ASÍ NOS LLEGABA EL AGUA …

Por Federica Barba

“Cuánto quiere que le pague por llevarme un viaje”. Le preguntaban las personas que la veían cargar agua en botes de veinte litros sujetos a cada extremo de un palo, llamado aguantador, el cual ella cargaba en su espalda, desde el pozo, donde actualmente se ubica la subdelegación de Coyoacán, hasta su casa adquirida y construida a principios de los sesentas. Esta escena ocurría cuando, aún siendo cerro la primera calle de la colonia Ajusco,  no tenía su nombre: “Aztecas”.

Menciona Herminia Vega Martínez, fundadora de su colonia: “A mi no me ha gustado estar esperanzada a lo que mi esposo ganara…Yo quise ayudarle para que no nos faltara, ahora si que, para los frijoles y las tortillas… De mi familia éramos nueve, no nos alcanzaba el dinero, empecé a llevarle a una persona y de ahí veían las demás”

Héctor Bautista

Durante más de medio año llevó con el aguantador el agua entre veredas y pequeños caminos sobre el cerro. “Éramos más mujeres y muchachos de 15 o 16 años los que  acarreábamos el agua, porque los hombres se iban a trabajar”.  

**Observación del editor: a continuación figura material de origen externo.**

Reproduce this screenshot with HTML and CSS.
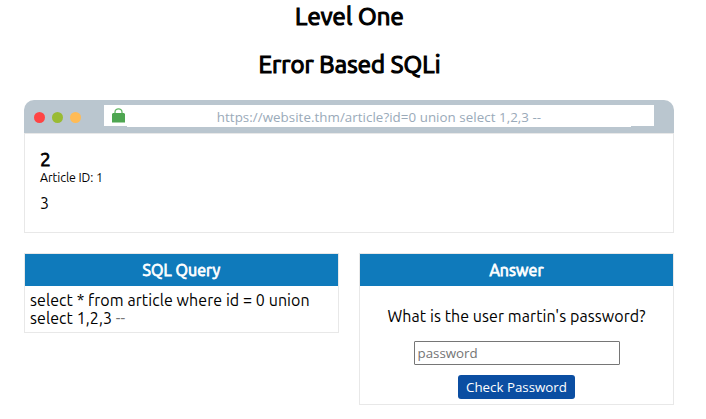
FILE: index.html
```html
<!DOCTYPE html>
<html lang="en">
<head>
<meta charset="utf-8">
<title>Level One</title>
<link rel="stylesheet" href="styles.css">
</head>
<body>
<h1 class="title">Level One</h1>
<h1 class="title second">Error Based SQLi</h1>
<main class="page">
  <section class="browser">
    <div class="bar">
      <i class="dot red"></i><i class="dot green"></i><i class="dot amber"></i>
      <div class="address">
        <svg class="lock" width="13" height="15" viewBox="0 0 13 15"><path d="M3 6V4.3a3.5 3.5 0 0 1 7 0V6" fill="none" stroke="#5fb562" stroke-width="1.3"/><path d="M1 5h11l1 1v8.5H0V6z" fill="#4ea651"/></svg>
        <span class="url">https://website.thm/article?id=0 union select 1,2,3 --</span>
      </div>
    </div>
    <article class="view">
      <h2 class="heading">2</h2>
      <p class="meta">Article ID: 1</p>
      <p class="content">3</p>
    </article>
  </section>
  <div class="columns">
    <section class="card">
      <h3 class="card-title">SQL Query</h3>
      <p class="query">select * from article where id = 0 union<br>select 1,2,3 <span class="comment">--</span></p>
    </section>
    <section class="card">
      <h3 class="card-title">Answer</h3>
      <form class="answer">
        <label class="question" for="pw">What is the user martin's password?</label>
        <input class="field" id="pw" placeholder="password">
        <button class="check" type="button">Check Password</button>
      </form>
    </section>
  </div>
</main>
</body>
</html>
```
FILE: styles.css
```css
* { box-sizing: border-box; }
body { margin: 0; background: #fff; color: #000; font: 16px/18px Ubuntu, "Noto Sans", sans-serif; letter-spacing: 0.07px; }
h1, h2, h3, p { margin: 0; }
h1, h2, h3 { font-weight: 400; -webkit-text-stroke: 0.8px currentColor; }
.title { width: 699px; text-align: center; font-size: 24px; line-height: 28px; padding-top: 3px; letter-spacing: 0.12px; -webkit-text-stroke-width: 1.2px; }
.second { padding-top: 20px; }
.page { width: 650px; margin: 21px 0 0 24px; }
.bar { display: flex; align-items: center; height: 33px; padding-left: 10px; gap: 7px; background: #bac6cf; border-radius: 10px 10px 0 0; }
.dot { width: 11px; height: 11px; margin-top: 2px; border-radius: 50%; }
.red { background: #ff4444; }
.green { background: #99bb33; }
.amber { background: #ffbb55; }
.address { display: flex; align-items: flex-start; align-self: flex-start; width: 550px; height: 21px; margin: 5px 0 0 16px; background: #fff; }
.lock { margin: 3px 2px 0 8px; }
.url { width: 504px; height: 22px; background: #fff; text-align: center; font: 13.33px/24px "Open Sans", sans-serif; color: #9aaab9; letter-spacing: 0.05px; }
.view { height: 100px; border: 1px solid #e8e8e8; padding: 15px 15px; }
.heading { margin-bottom: 1px; font-size: 19.2px; line-height: 20px; }
.meta { font-size: 12.4px; line-height: 15px; letter-spacing: -0.1px; }
.content { margin-top: 9px; }
.columns { display: grid; grid-template-columns: 315px 315px; gap: 20px; align-items: start; margin-top: 20px; }
.card { border: 1px solid #e8e8e8; }
.card-title { height: 32px; background: #0f7abb; color: #fff; font-size: 16px; line-height: 32px; text-align: center; }
.query { height: 46px; padding: 5px; white-space: nowrap; }
.comment { color: #777; }
.answer { display: flex; flex-direction: column; align-items: center; height: 118px; padding-top: 21px; }
.field { width: 206px; height: 24px; margin-top: 16px; padding: 1px 3px; border: 1px solid #767676; border-radius: 1px; font: 13.33px "Open Sans", sans-serif; }
.check { width: 117px; height: 24px; margin-top: 10px; padding: 0; border: 0; border-radius: 3px; background: #0b4ea2; color: #fff; font: 13.33px "Open Sans", sans-serif; }
```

Pedro Meza es vecino de la colonia Santo Domingo y padre de siete niños,  por razones de salud no podía desarrollar ninguna actividad que requiriese de esfuerzo. “No teníamos quien nos acarreara el agua, entonces como no había agua acá había que ir a la colonia Ajusco a los pozos, era como se abastecía el agua… De eso nos nació el comprar un animalito, no quedó más”.

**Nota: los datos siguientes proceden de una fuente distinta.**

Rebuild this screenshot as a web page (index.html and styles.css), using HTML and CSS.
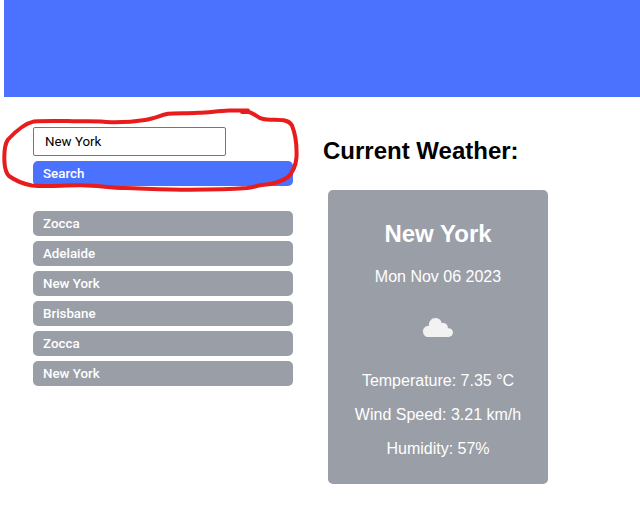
FILE: index.html
```html
<!DOCTYPE html>
<html lang="en">
<head>
<meta charset="utf-8">
<title>Weather</title>
<link rel="stylesheet" href="styles.css">
</head>
<body>
<header class="banner"></header>
<main class="layout">
  <aside class="sidebar">
    <form class="search">
      <input class="search-input" type="text" value="New York">
      <button class="btn btn-primary" type="button">Search</button>
    </form>
    <div class="history">
      <button class="btn">Zocca</button>
      <button class="btn">Adelaide</button>
      <button class="btn">New York</button>
      <button class="btn">Brisbane</button>
      <button class="btn">Zocca</button>
      <button class="btn">New York</button>
    </div>
  </aside>
  <section class="current">
    <h2 class="title">Current Weather:</h2>
    <article class="card">
      <h2 class="city">New York</h2>
      <p>Mon Nov 06 2023</p>
      <svg class="icon" viewBox="0 0 50 50" width="50" height="50">
        <path fill="#f2f2f2" d="M15.5 35C12.300 35 10 32.500 10 29.400C10 26.200 12.300 23.900 15.900 23.700C15.500 19.500 18.600 16 22.600 16C25.900 16 28.300 18.300 28.700 21.300C32 20.300 35.200 22.600 34.800 26.200C37.900 25.800 40 27.800 40 30.600C40 33.200 38 35 35.400 35Z"/>
      </svg>
      <p>Temperature: 7.35 °C</p>
      <p>Wind Speed: 3.21 km/h</p>
      <p>Humidity: 57%</p>
    </article>
  </section>
</main>
<svg class="annotation" viewBox="0 0 640 506" width="640" height="506">
  <path d="M248 110.500H229C217 111 210 112.300 198 112.800C186 113.500 176 113 168 113.800C160 115.500 154 118.500 145 120C133 122 123 122.500 111 122.300C98 120.500 87 121.300 73 121.200C58 121 46 120.700 34 121.400C24 123.500 16 131 8 139.500C4 145 4 154 4.500 163C5 169 6 173 9 176C16 181 23 184 32 185.500C47 187 65 185 81 185.300C98 185.500 108 187.500 125 188C145 188.500 165 189.700 190 189.700C215 189.500 232 189 247 188C254 187 257 185.500 264 184.800C276 184 283 180.500 288 177C293 172 296 164 296.500 157C297 144 295 133 292 125.500C289 120 283 120 274 119.800C267 119.500 263 120 259 117.500C255 115 251 112 248 112H242"/>
</svg>
</body>
</html>
```
FILE: styles.css
```css
* { box-sizing: border-box; }
body {
  margin: 0;
  padding-left: 4px;
  background: #fff;
  color: #000;
  font: 16px "Liberation Sans", Arial, sans-serif;
  overflow: hidden;
}
.banner { height: 97px; background: #4a72ff; }
.layout { display: flex; gap: 30px; padding: 30px 0 0 29px; }
.sidebar { width: 260px; }
.search { display: flex; flex-direction: column; gap: 5px; margin: 0 0 25px; }
.search-input {
  width: 193px;
  height: 29px;
  margin: 0;
  padding: 0 11px 1px;
  border: 1px solid #767676;
  border-radius: 2px;
  background: #fff;
  color: #000;
  font: 13.333px Roboto, sans-serif;
}
.history { display: flex; flex-direction: column; gap: 5px; }
.btn {
  width: 100%;
  height: 25px;
  margin: 0;
  padding: 0 10px;
  border: 0;
  border-radius: 5px;
  background: #9a9ea7;
  color: #fff;
  font: 500 13.333px Roboto, sans-serif;
  text-align: left;
}
.btn-primary { background: #4a72ff; }
.title { margin: 10px 0 26px; font-size: 24px; line-height: 27px; }
.card {
  width: 220px;
  height: 294px;
  margin-left: 5px;
  padding-top: 30px;
  border-radius: 5px;
  background: #9a9ea7;
  color: #fff;
  text-align: center;
}
.city { margin: 0 0 21px; font-size: 24px; line-height: 27px; }
.card p { margin: 0 0 16px; line-height: 18px; }
.icon { display: block; margin: 0 auto 20px; }
.annotation {
  position: absolute;
  left: 0;
  top: 0;
  pointer-events: none;
  fill: none;
  stroke: #e81c1c;
  stroke-width: 4;
  stroke-linecap: round;
  stroke-linejoin: round;
}
```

Pedro y el esposo de Herminia compraron un burro cada uno. Ella dice: “Con el burro empecé a acarrear más. En lugar de llevar  dos botes de agua ya llevaba cuatro con el burrito, después empezaron a haber otras personas, hicieron lo mismo, empezaron a comprar animales”. Se inició una nueva labor.

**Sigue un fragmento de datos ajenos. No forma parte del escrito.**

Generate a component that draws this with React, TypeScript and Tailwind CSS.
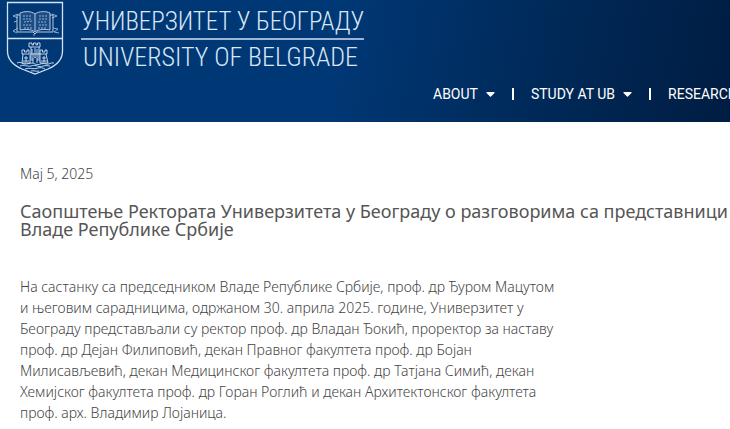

“¡Era pararse para ir a dejar el agua y si era posible todo el santo día para poder ganarme un centavito! ¡Comíamos y a correrle!”. Pedro recordó sus apodos: el señor de los burritos o el metro “porque a veces me juntaba dos o tres burritos y me iba a las cuatro o cinco de la mañana y el despertadero de gente, porque ya ve cómo suenan los botes”.

Héctor Bautista

Y Herminia: “Empezaba desde que mi esposo se iba a trabajar a las siete treinta y hasta como a las doce porque mis hijos iban a la escuela. Yo tenía que venir para arreglarlos, darles de comer y llevarlos a la escuela y en la tarde tenía que ir otra vez por ellos”.

Al burro le cubrían el lomo de cinco a siete costales vacíos de azúcar, colocaban una silla de madera parecida a la que traían los caballos de montar. Con lazos se sujetaban muy bien al cuerpo del animal  y a los costados  se le colocaba un guacal de madera o de hierro. Dentro de éste último se colocaban  dos botes de cada lado. Para llenar los botes arriba del burro lo hacían ya sea a cubetadas de agua o con una manguera.

El agua la acarreaban de Los Reyes,  La Candelaria,  Tlalpan y la Ciénega en Copilco para distribuirla en sus respectivas colonias.

Se pagaban tres cincuenta pesos por los cuatro botes. Y por dos viajes cinco pesos. En aquel momento era muy barato y alcanzaba, recuerda Herminia, “nada más para ayudarme, para la comida o para algo de la escuela de los muchachos”.

Se redujo la clientela cuando entraron las pipas a distribuir el líquido y después de haber instalado las llaves públicas en los ochentas se acabó el trabajo para Pedro, Herminia y otras personas que se involucraron en esta actividad.

En aquel tiempo cuando Pedro andaba con los burritos mucha gente le decía:
- ¡Oiga! ¿Qué usted también ya está vendiendo agua?
Su semblante dibujaba una ingenua sonrisa  y…
- Yo no vendo el agua, yo cobro por el tiempo  que hago en traerla... Pero va a llegar el día de mañana que esa agua se va a vender por litros”.